THE owner of Seaton Delaval Hall spoke for the first time yesterday of his desire to see the 18th Century mansion preserved for the people of the North East and visitors to the region.

Lord Delaval Hastings is selling the Northumberland hall following the death in April last year of his father, who was 95, and in December of his mother, aged 88.

He has given the National Trust first option on the hall and 500 surrounding acres .

The trust will put up £6.9m – if another £6.3m can be raised by Christmas.

“I really, really hope that the trust can succeed in this. I am sure that if there is a will, it can be done,” said Lord Hastings.

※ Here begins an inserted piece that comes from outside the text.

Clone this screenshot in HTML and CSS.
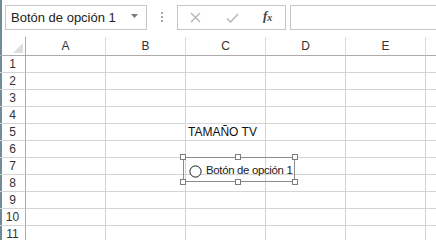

His parents occupied the west wing of the hall, but Lord Hastings lives on his organic farm at Holt in Norfolk with his wife and three children, aged 12 to 17.

The farm, whose Back to the Garden outlet has been hailed the best farm shop in Norfolk, is near the 17th Century Melton Constable Hall, which was the seat of the Astley family, who inter-married with the Delavals.

But although his roots are in Norfolk, Lord Hastings has strong ties with Seaton Delaval Hall.

He was born in Newcastle on April 25, 1960. The family lived in London and then Norfolk, and he remembers the journeys to Seaton Delaval Hall for the school holidays.

“I can recall the enormously long journey from London in a Commer van, and the freezing conditions in the hall, where paraffin heaters were used,” he said. “The coal mines were still operational then in the area and it was a very different landscape to that which I was used to in London.

“But there was a great sense of space and freedom in the hall and the gardens, and the local people were very friendly.”

Lord Hastings was married in 1987 at the Church of Our Lady, adjacent to the hall, where he held the reception.

“I do have an attachment to Seaton Delaval Hall,” he said.

It is the stronger because of the efforts his father invested in saving the hall.

Lord Hastings’ parents moved from Norfolk to Seaton Delaval in 1990.

Melton Constable Hall had been sold in 1948 by Lord Hastings’ grandfather to the Duke of Westminster.

“Perhaps because Melton Constable Hall had gone, my father felt very strongly that Seaton Delaval should be preserved,” said Lord Hastings.

“He carried out a lot of restoration work at a time when many houses were falling into dilapidation.

“He felt a definite mission and put his heart and soul into it.”

When Lord Hastings inherited the hall, he had a decision to make.

“I am well ensconsed in Norfolk with a business to run. My view was that to let Seaton Delaval Hall lie empty was a wasteful indulgence when it could be better used by being open to the public.

“The question then was to find an organisation which could take it on. I mulled over several possibilities and the National Trust seemed to be the best choice.”

That choice was not, as Lord Hastings says, “commercially the optimum route for me to take”. But he recognises the immense potential of the hall and grounds for south east Northumberland, neighbouring Tyneside and for the wider region’s portfolio of major attractions.

“I think people like to travel into the Northumbrian countryside and visit places like Cragside,” he said.

“But Seaton Delaval Hall is on the doorstep of so many.”